House patterns are much easier to play on, and they have a wider margin of error for the bowler than sports patterns. Sport patterns are designed to challenge even the best bowlers globally, and they allow for no room for error.

What Is the Hardest Bowling Lane Pattern?

This is a hard question to answer because they can all be difficult, depending on your skill level. As you develop your skills as a bowler, you will build your own unique style. This will be a special way to move and throw your ball down the lane.

Because every bowler’s style is unique, the type of pattern they will struggle with the most is different for everyone. Some bowlers thrive on long patterns of heavily saturated lanes.

Other bowlers do better when the lane has a short oil pattern. Some bowlers do well with the oil concentrated on the center of the lane, and some bowlers do better with the oil on the outside of the lane.

Adjusting to the Pattern

One of the most critical skills you can develop as a bowler is adjusting your game to match the oil pattern on the bowling lane.

The best way to do this is by consistently practicing. However, there are also some other things to keep in mind.

When you have a long pattern, you have less room to hook the ball. If it is a short lane, you have more room to hook the ball. This might mean that you have to adjust your stance and the way that you throw the ball, depending on the lane pattern.

Want to learn how to hook? Check out his article: How to Hook a Bowling Ball

If it is a lane with lots of oil on it, you should try to focus on throwing the ball as straight as possible.
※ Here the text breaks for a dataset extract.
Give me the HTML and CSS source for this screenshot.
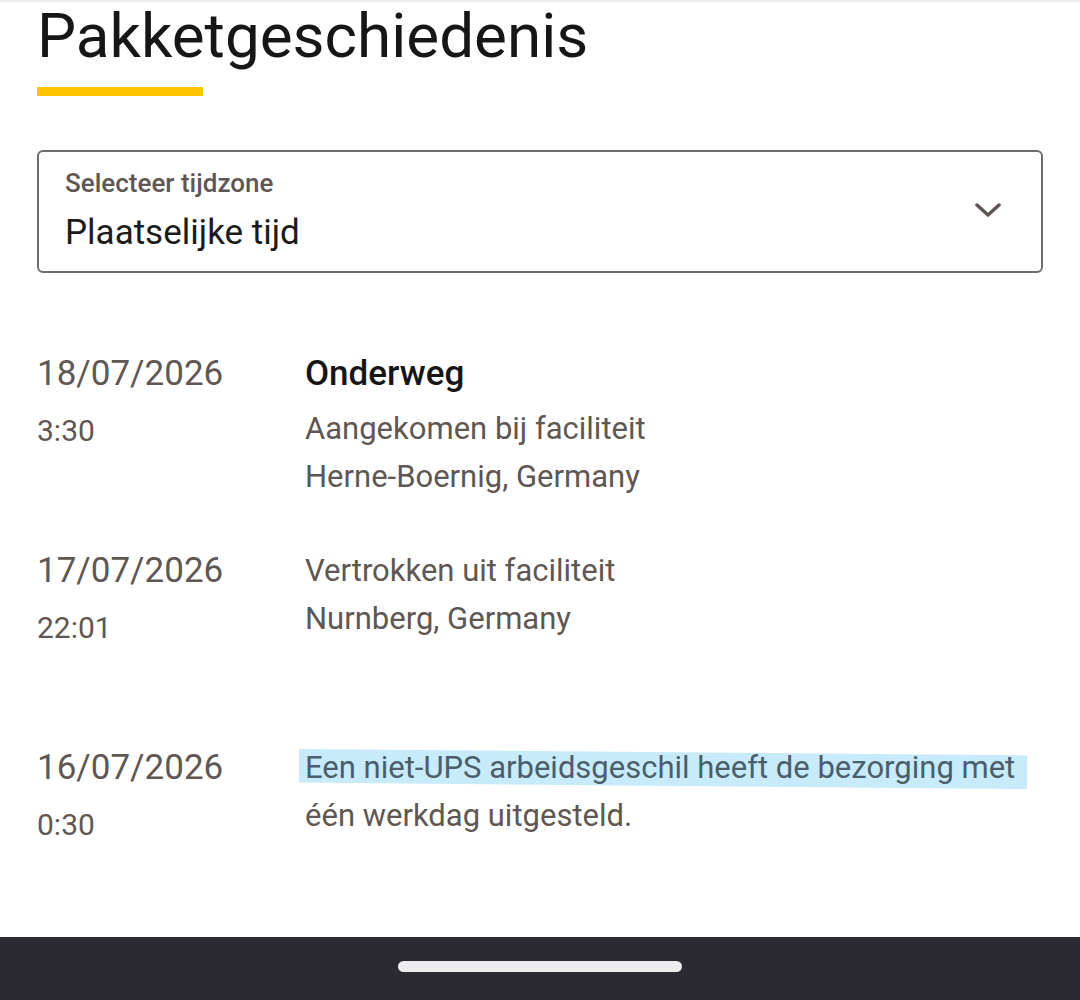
FILE: index.html
```html
<!DOCTYPE html>
<html lang="nl">
<head>
  <meta charset="UTF-8">
  <meta name="viewport" content="width=device-width, initial-scale=1.0">
  <title>Pakketgeschiedenis</title>
  <link rel="stylesheet" href="styles.css">
</head>
<body>
  <main class="page">
    <h1 class="title">Pakketgeschiedenis</h1>
    <div class="title-bar"></div>

    <div class="select">
      <div class="select-text">
        <div class="select-label">Selecteer tijdzone</div>
        <div class="select-value">Plaatselijke tijd</div>
      </div>
      <svg class="chevron" width="26" height="16" viewBox="0 0 26 16">
        <polyline points="2,3 13,13 24,3" fill="none" stroke="#5f5753" stroke-width="3.5" stroke-linecap="round" stroke-linejoin="round"/>
      </svg>
    </div>

    <div class="history">
      <div class="event">
        <div class="when">
          <div class="date">18/07/2026</div>
          <div class="time">3:30</div>
        </div>
        <div class="what">
          <div class="status">Onderweg</div>
          <div class="line">Aangekomen bij faciliteit</div>
          <div class="line">Herne-Boernig, Germany</div>
        </div>
      </div>

      <div class="event">
        <div class="when">
          <div class="date">17/07/2026</div>
          <div class="time">22:01</div>
        </div>
        <div class="what">
          <div class="line">Vertrokken uit faciliteit</div>
          <div class="line">Nurnberg, Germany</div>
        </div>
      </div>

      <div class="event">
        <div class="when">
          <div class="date">16/07/2026</div>
          <div class="time">0:30</div>
        </div>
        <div class="what">
          <div class="line"><span class="marked">Een niet-UPS arbeidsgeschil heeft de bezorging met</span> één werkdag uitgesteld.</div>
        </div>
      </div>
    </div>
  </main>

  <div class="navbar">
    <div class="nav-pill"></div>
  </div>
</body>
</html>
```

FILE: styles.css
```css
body {
  margin: 0;
  height: 100vh;
  display: flex;
  flex-direction: column;
  font-family: Roboto, "Noto Sans", sans-serif;
  background-color: #fff;
  color: #5f5753;
}
.page {
  flex: 1;
  min-height: 0;
  overflow: hidden;
  padding: 0 37px;
  border-top: 2px solid #eeeeee;
}
.title {
  margin: -2px 0 0;
  font-size: 62px;
  line-height: 72px;
  font-weight: 400;
  color: #161616;
}
.title-bar {
  width: 166px;
  height: 9px;
  margin-top: 15px;
  background-color: #ffc400;
}
.select {
  margin-top: 54px;
  height: 119px;
  border: 2px solid #716b68;
  border-radius: 6px;
  display: flex;
  align-items: center;
  justify-content: space-between;
  padding: 0 40px 0 26px;
}
.select-text {
  margin-bottom: 2px;
}
.select-label {
  font-size: 26px;
  line-height: 30px;
  font-weight: 500;
  color: #5f5753;
}
.select-value {
  margin-top: 14px;
  font-size: 35px;
  line-height: 42px;
  color: #1c1b1b;
}
.chevron {
  margin-bottom: 4px;
}
.history {
  margin-top: 77px;
}
.event {
  display: grid;
  grid-template-columns: 268px 1fr;
  height: 197px;
}
.date {
  font-size: 35px;
  line-height: 48px;
}
.time {
  margin-top: 9px;
  font-size: 30px;
  line-height: 48px;
}
.status {
  font-size: 35px;
  line-height: 48px;
  font-weight: 500;
  color: #161616;
  margin-bottom: 7px;
}
.line {
  font-size: 31px;
  line-height: 48px;
}
.marked {
  position: relative;
  display: inline-block;
  color: #4a5e6b;
  z-index: 0;
}
.marked::before {
  content: "";
  position: absolute;
  left: -6px;
  right: -12px;
  top: 5px;
  bottom: 3px;
  background-color: #c8ebfb;
  clip-path: polygon(0 0, 100% 16%, 100% 100%, 0 84%);
  z-index: -1;
}
.navbar {
  height: 63px;
  flex-shrink: 0;
  background-color: #2b2932;
  display: flex;
  justify-content: center;
  align-items: center;
}
.nav-pill {
  width: 284px;
  height: 11px;
  border-radius: 6px;
  background-color: #ececee;
  margin-bottom: 4px;
}
```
If the lane is drier, you want to focus on speed over accuracy.

No matter what, you will have to do a few practice shots on your lane to figure out your best strategy for bowling on it.

Final Thoughts

If you want to improve your bowling game, you have to be able to read the oil lane pattern for your lane. This tells you how much oil is on the lane, where the oil is, and how it will affect your throw.